South Korea, US agree to supply FX liquidity, if needed
South Korea and the United States agreed on Tuesday to implement liquidity facilities, if needed, as part of efforts to cooperate in stabilising the foreign exchange market.
Seoul also expressed its willingness to join a proposed price cap on Russian oil, after Finance Minister Choo Kyung-ho and US Treasury Secretary Janet Yellen held talks in Seoul to discuss global and bilateral economic issues.
Choo and Yellen agreed to closely cooperate in helping stabilise the foreign exchange market, Yonhap news agency reported quoting Seoul's finance ministry.
The two sides "have the ability to implement various cooperative actions, such as liquidity facilities, if necessary," the ministry said in a statement after the talks.
The move appears to leave open the possibility of opening a currency swap line between South Korea and the US, if needed.
South Korea's US$60 billion currency swap line with the US expired at the end of last year. The Bank of Korea and the Federal Reserve signed the swap facility in March 2020 to ease market routs caused by the pandemic and had extended the deal three times.

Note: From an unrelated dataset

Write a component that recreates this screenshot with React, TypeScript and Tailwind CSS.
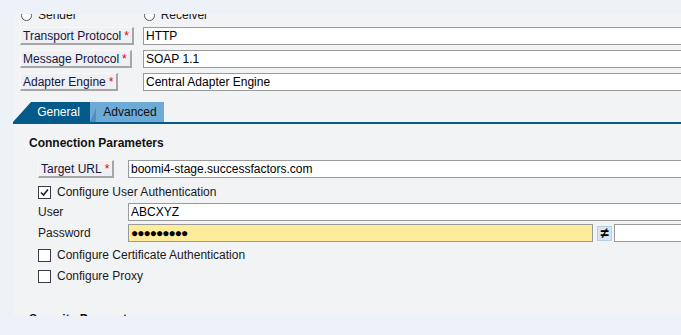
import React from "react";

const font = { fontFamily: '"Liberation Sans", Arial, sans-serif' };

function LabelButton({ text }: { text: string }) {
  return (
    <div className="h-[18px] flex items-center bg-[#eef0f3] border-t border-l border-t-[#f8f8f8] border-l-[#f8f8f8] border-r-2 border-b-2 border-r-[#a6a6a6] border-b-[#a6a6a6] pl-[2px] pr-[3px] text-[12px] leading-[14px] text-[#14143f] whitespace-nowrap">
      {text}
      <span className="text-[#e0001a] ml-[3px]">*</span>
    </div>
  );
}

function TextInput({ value, className = "" }: { value: string; className?: string }) {
  return (
    <div
      className={`shrink-0 h-[18px] flex items-center border border-[#9a9a9a] bg-white pl-[2px] text-[12px] leading-[14px] text-black whitespace-nowrap ${className}`}
    >
      {value}
    </div>
  );
}

function Checkbox({ checked, label }: { checked?: boolean; label: string }) {
  return (
    <div className="h-[20px] flex items-center">
      <div className="shrink-0 w-[13px] h-[13px] border border-[#3a3a48] bg-white flex items-center justify-center">
        {checked && (
          <svg width="9" height="9" viewBox="0 0 9 9">
            <path d="M1 4.5 L3.5 7 L8 1.5" fill="none" stroke="#222" strokeWidth="1.6" />
          </svg>
        )}
      </div>
      <span className="ml-[6px] text-[12px] leading-[14px] text-[#1a1a1a] whitespace-nowrap">{label}</span>
    </div>
  );
}

export default function App() {
  return (
    <div className="w-[681px] h-[335px] bg-[#edf1f8] overflow-hidden" style={font}>
      <div className="ml-[13px] mt-[14px] h-[302px] bg-[#f2f3f5] overflow-hidden">
        {/* radio row (partly scrolled out) */}
        <div className="-mt-[8px] h-[18px] flex items-center text-[12px] leading-[14px] text-[#1a1a1a]">
          <div className="shrink-0 ml-[8px] w-[11px] h-[11px] rounded-full border border-[#555] bg-white" />
          <span className="ml-[6px]">Sender</span>
          <div className="shrink-0 ml-[67px] w-[11px] h-[11px] rounded-full border border-[#555] bg-white" />
          <span className="ml-[6px]">Receiver</span>
        </div>

        <div className="mt-[3px] flex flex-col gap-[5px] pl-[7px]">
          <div className="flex items-center">
            <div className="shrink-0 w-[123px] flex">
              <LabelButton text="Transport Protocol" />
            </div>
            <TextInput value="HTTP" className="w-[600px]" />
          </div>
          <div className="flex items-center">
            <div className="shrink-0 w-[123px] flex">
              <LabelButton text="Message Protocol" />
            </div>
            <TextInput value="SOAP 1.1" className="w-[600px]" />
          </div>
          <div className="flex items-center">
            <div className="shrink-0 w-[123px] flex">
              <LabelButton text="Adapter Engine" />
            </div>
            <TextInput value="Central Adapter Engine" className="w-[600px]" />
          </div>
        </div>

        {/* tabs */}
        <div className="mt-[11px] flex h-[20px] items-end">
          <div className="shrink-0 relative w-[77px] h-[20px] bg-[#045a88] flex items-center justify-center pl-[14px] text-white text-[12px] leading-[14px] [clip-path:polygon(18px_0,100%_0,100%_100%,0_100%)]">
            General
          </div>
          <div className="shrink-0 relative w-[74px] h-[20px] bg-[#6eaad6] flex items-center justify-center pl-[6px] text-[#111] text-[12px] leading-[14px]">
            <div className="absolute left-0 bottom-0 w-[6px] h-[14px] bg-[#4f8fbe] [clip-path:polygon(100%_0,100%_100%,0_100%)]" />
            Advanced
          </div>
        </div>
        <div className="h-[2px] bg-[#045a88]" />

        {/* connection params */}
        <div className="pl-[16px]">
          <div className="mt-[12px] text-[12px] leading-[14px] font-bold text-[#111]">Connection Parameters</div>
          <div className="ml-[9px]">
            <div className="mt-[10px] flex items-center">
              <div className="shrink-0 w-[90px] flex">
                <LabelButton text="Target URL" />
              </div>
              <TextInput value="boomi4-stage.successfactors.com" className="w-[600px]" />
            </div>
            <div className="mt-[4px]">
              <Checkbox checked label="Configure User Authentication" />
            </div>
            <div className="mt-[1px] flex items-center">
              <div className="shrink-0 w-[90px] text-[12px] leading-[14px] text-[#1a1a1a]">User</div>
              <TextInput value="ABCXYZ" className="w-[600px]" />
            </div>
            <div className="mt-[3px] flex items-center">
              <div className="shrink-0 w-[90px] text-[12px] leading-[14px] text-[#1a1a1a]">Password</div>
              <div className="shrink-0 w-[465px] h-[18px] flex items-center border border-[#9a9a9a] bg-[#ffec9a] pl-[2px] text-[12px] leading-[14px] text-black tracking-[-1px]">
                ●●●●●●●●●
              </div>
              <div className="shrink-0 ml-[4px] w-[15px] h-[15px] bg-[#d6e6f4] border border-[#b7cde0] flex items-center justify-center text-[15px] font-bold leading-[14px] text-black">
                ≠
              </div>
              <div className="shrink-0 ml-[2px] w-[100px] h-[18px] border border-[#9a9a9a] bg-white" />
            </div>
            <div className="mt-[3px]">
              <Checkbox label="Configure Certificate Authentication" />
            </div>
            <div className="mt-[1px]">
              <Checkbox label="Configure Proxy" />
            </div>
          </div>
          <div className="mt-[26px] text-[12px] leading-[14px] font-bold text-[#111]">Security Parameters</div>
        </div>
      </div>
    </div>
  );
}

Volatility in the financial market has heightened, as demand for the dollar increased due to the Fed's aggressive monetary tightening. The won has slid more than 9 per cent against the US dollar so far this year.
Choo said South Korea's foreign currency liquidity conditions currently remain "stable," but the government plans to recalibrate its contingency plan to better tackle emergency economic situations.

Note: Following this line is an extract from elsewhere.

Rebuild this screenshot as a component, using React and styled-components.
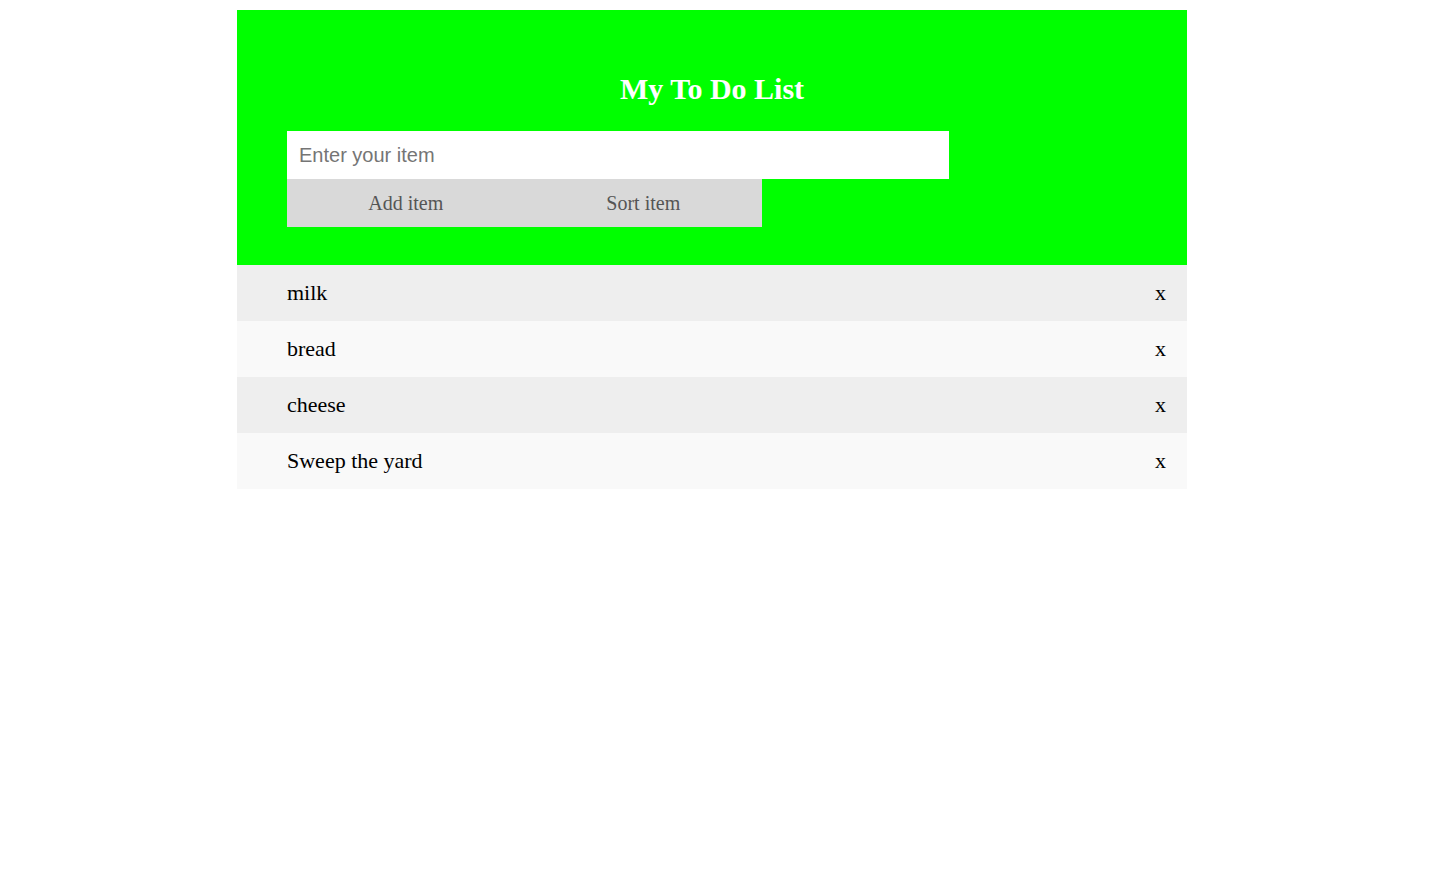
import React from "react";
import styled, { createGlobalStyle } from "styled-components";

const Global = createGlobalStyle`
  html, body { margin: 0; padding: 0; background: #fff; }
  body { font-family: "Liberation Serif", "Times New Roman", serif; }
`;

const Page = styled.div`
  padding: 10px 18px 0 0;
`;

const Container = styled.div`
  width: 950px;
  margin: 0 auto;
`;

const Header = styled.header`
  background: #00ff00;
  padding: 62px 50px 38px;
`;

const Title = styled.h2`
  margin: 0 0 25px;
  text-align: center;
  color: #fff;
  font-family: "Liberation Serif", "Times New Roman", serif;
  font-weight: bold;
  font-size: 30px;
  line-height: 34px;
`;

const Input = styled.input`
  display: block;
  box-sizing: border-box;
  width: 662px;
  height: 48px;
  border: none;
  outline: none;
  margin: 0;
  padding: 0 12px;
  background: #fff;
  font-family: "Liberation Sans", Arial, sans-serif;
  font-size: 20px;
  color: #333;
  &::placeholder { color: #757575; }
`;

const ButtonRow = styled.div`
  display: flex;
  width: 475px;
`;

const Button = styled.button`
  flex: 1;
  height: 48px;
  border: none;
  margin: 0;
  padding: 0;
  background: #d9d9d9;
  color: #555;
  font-family: "Liberation Serif", "Times New Roman", serif;
  font-size: 20px;
  cursor: pointer;
`;

const List = styled.ul`
  list-style: none;
  margin: 0;
  padding: 0;
`;

const Item = styled.li`
  display: flex;
  align-items: center;
  justify-content: space-between;
  height: 56px;
  padding: 0 21px 0 50px;
  background: ${(p) => (p.$odd ? "#f9f9f9" : "#eeeeee")};
  font-size: 22px;
  line-height: 56px;
  color: #000;
`;

const Close = styled.span`
  cursor: pointer;
`;

const items = ["milk", "bread", "cheese", "Sweep the yard"];

export default function App() {
  return (
    <>
      <Global />
      <Page>
        <Container>
          <Header>
            <Title>My To Do List</Title>
            <Input placeholder="Enter your item" />
            <ButtonRow>
              <Button>Add item</Button>
              <Button>Sort item</Button>
            </ButtonRow>
          </Header>
          <List>
            {items.map((t, i) => (
              <Item key={t} $odd={i % 2 === 1}>
                <span>{t}</span>
                <Close>x</Close>
              </Item>
            ))}
          </List>
        </Container>
      </Page>
    </>
  );
}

Meanwhile, Yellen appreciated South Korea for expressing its intent to join the proposed price cap on Russian oil, according to the finance ministry.
The US has asked South Korea to join the price cap in a bid to help stabilise high energy prices and prevent Russia from funding its war chest with revenue from oil exports.
Choo stressed the price cap scheme should be effectively designed to help stabilise global oil prices and ease inflationary pressure.
The finance chiefs agreed on the need to deepen economic cooperation and policy coordination between the two nations amid heightened economic uncertainty from the protracted war between Russian and Ukraine, and global monetary tightening drives.
Yellen arrived in South Korea late Monday for a three-day visit as part of her first trip to Asia that included stops in Japan and Indonesia. It marked the first visit by a US treasury secretary to South Korea since 2016.
Earlier in the day, she toured a research and development complex run by LG Group in western Seoul to call for building resilient supply chains with South Korea on semiconductors, batteries and other key materials.